Turning Experience: Man this is the standout part of this board. A long time ago Burton really made camber boards turn well and this is another stand out example. It’s just a super fun board to turn any way you want to. It just seems to like any radius you want to turn very well and set you up for the next one.
Carving: So much fun to carve and it’s a lot of fun to really lay it out with the Burton Kilroy Custom. We had more fun with directional carving and turning this than we did with the standard Custom. Because the tip/tail are the same widths you can turn more from between your feet and drive off the front foot if you would like which isn’t as easy to do with many tapered boards. Even with Burtons Freeride Geometry side cuts, which are great for making tapered rides feel less washy on the tail, don’t compare to the double ender Burton Custom Kilroy. You can lean back to get pretty surfy or keep the turn balanced between the feet or really drive off your front foot almost equally well with this board.
Skidded Turns: The medium flex makes the board feel less aggressive than you would think but that full camber still catches so don’t let the lower price point fool you. This is a board that will make you pay if you get off your game. That’s why we call this aggressive all mountain. Not because it’s the dampest board in the land but more because it requires a technically sound rider to handle this well.
Speed: There is really good speed with the Burton Custom Kilroy and we felt it was almost there with the Custom. Its base isn’t quite as nice though and in the conditions that might be why. Often times the more fancy bases, if not properly waxed, can be slower than the base’s like the Custom Kilroy has. So I think that’s why the Custom Kilroy stood out as a fast base in the conditions we had when all we tried that day were out of the factory without a post unwrapping wax job.

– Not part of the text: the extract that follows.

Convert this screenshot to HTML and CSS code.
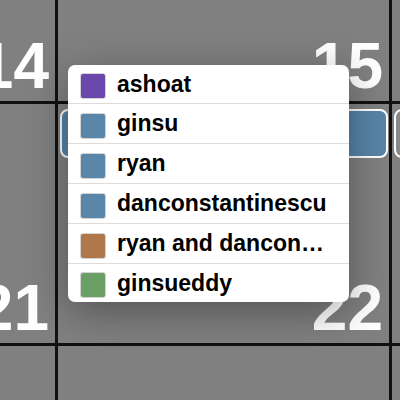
FILE: index.html
```html
<!DOCTYPE html>
<html lang="en">
<head>
  <meta charset="UTF-8">
  <title>Calendar</title>
  <link rel="stylesheet" href="styles.css">
</head>
<body>

  <div class="calendar">
    <div class="day"><span class="num">14</span></div>
    <div class="day"><span class="num">15</span></div>
    <div class="day"></div>

    <div class="day"><span class="num">21</span></div>
    <div class="day">
      <div class="entry"></div>
      <span class="num">22</span>
    </div>
    <div class="day">
      <div class="entry empty"></div>
    </div>

    <div class="day"></div>
    <div class="day"></div>
    <div class="day"></div>
  </div>

  <!-- thread picker, opened over the calendar -->
  <div class="picker">
    <div class="row"><span class="swatch purple"></span>ashoat</div>
    <div class="row"><span class="swatch blue"></span>ginsu</div>
    <div class="row"><span class="swatch blue"></span>ryan</div>
    <div class="row"><span class="swatch blue"></span>danconstantinescu</div>
    <div class="row"><span class="swatch brown"></span>ryan and dancon…</div>
    <div class="row"><span class="swatch green"></span>ginsueddy</div>
  </div>

</body>
</html>
```

FILE: styles.css
```css
body {
  margin: 0;
  width: 400px;
  height: 400px;
  overflow: hidden;
  background-color: #111;
  font-family: "Liberation Sans", Arial, sans-serif;
}

.calendar {
  display: grid;
  grid-template-columns: 55px 331px 1fr;
  grid-template-rows: 101px 239px 1fr;
  gap: 3px;
  height: 400px;
  background-color: #111;
}

.day {
  background-color: #808080;
  display: flex;
  flex-direction: column;
  min-width: 0;
  overflow: hidden;
}

.num {
  margin-top: auto;
  align-self: flex-end;
  padding: 0 6px 3px 0;
  font-size: 64px;
  font-weight: bold;
  line-height: 1;
  color: #fff;
}

.entry {
  margin: 5px 1px 0 2px;
  height: 45px;
  border: 2px solid #fff;
  border-radius: 8px;
  background-color: #5884a8;
}

.entry.empty {
  width: 40px;
  background-color: #888;
}

.picker {
  position: absolute;
  left: 68px;
  top: 65px;
  width: 281px;
  background-color: #fff;
  border-radius: 7px;
  box-shadow: 0 10px 40px rgba(0, 0, 0, 0.35);
  overflow: hidden;
}

.row {
  display: flex;
  align-items: center;
  gap: 11px;
  height: 39px;
  padding-left: 12px;
  border-top: 1px solid #dcdcdc;
  font-size: 23px;
  font-weight: bold;
  color: #000;
  white-space: nowrap;
}

.row:first-child {
  height: 38px;
  border-top: none;
}

.row:last-child {
  height: 38px;
}

.swatch {
  width: 24px;
  height: 24px;
  margin-top: 4px;
  border: 1px solid #d4d4d4;
  border-radius: 3px;
}

.purple { background-color: #6a48ab; }
.blue { background-color: #5a86aa; }
.brown { background-color: #b0784a; }
.green { background-color: #6a9f65; }
```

Uneven Terrain: The medium flex and Burton’s overall dampening tech made this board pretty easy to weave in and out of the messy bumpy snow as long as you know how to properly turn. It’s not ideal for those that skid turns through the snow.

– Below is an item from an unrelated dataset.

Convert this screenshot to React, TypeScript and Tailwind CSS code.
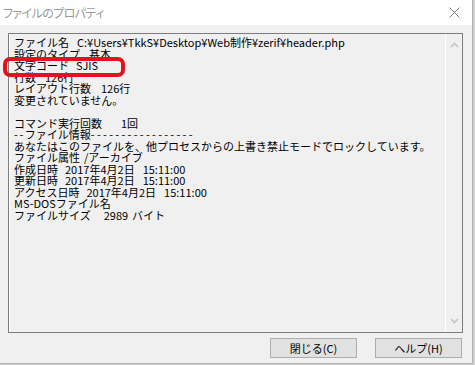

Powder: Usually, with Camber boards like the Burton Custom Kilroy, it’s far from ideal in the deeper stuff but with a 23″ stance width you can set it back 8.5″ on board which will compensate rather well for all that camber going on. This along with the big ass nose and chopped tail made it float really really well for camber. It felt close to or as good as many directional camber rides I’ve tried. It’s not tapered in the tail like the Flight Attendant but it’s got considerably less volume than the nose so it seems like it could provide really good directional float for a camber board. That long nose really helped counteract the cambers natural tendancy to sink it. In the up to 1.5 feet of powder and set close to the reference stance it jammed through it and had some pretty back leg friendly float. It was a lot of fun to ride and can’t wait to try it set all the way back in the deep deep.
Buttering: Not super easy to butter. Camber all the way to the tip and tail used to be easier but all this hybrid stuff has spoiled us over the years and it’s just not as easy as it used to be. It requires a strong rider to really bend this.
Switch: It’s not as symmetrical as the Custom taking it switch/fakie but it’s way more doable than you would think for how directional it is.
Pipe: We didn’t hit the pipe but I think I would have fun slashing and driving wall to wall with this.
Jumps: Such great pop off the tail and nose. It really launches if you put some strength behind your ollies and it would be fine for mostly directional air off most kickers out there.
So all in all the Burton Kilroy Custom was the surprise of our 18 Burton Demo. We were so excited about the Free Thinker and Deep Thinker combo that we almost didn’t ride the Kilroy Custom and we are so glad we did. It’s a board we’d all like to own and for the price, it’s hard to do much better.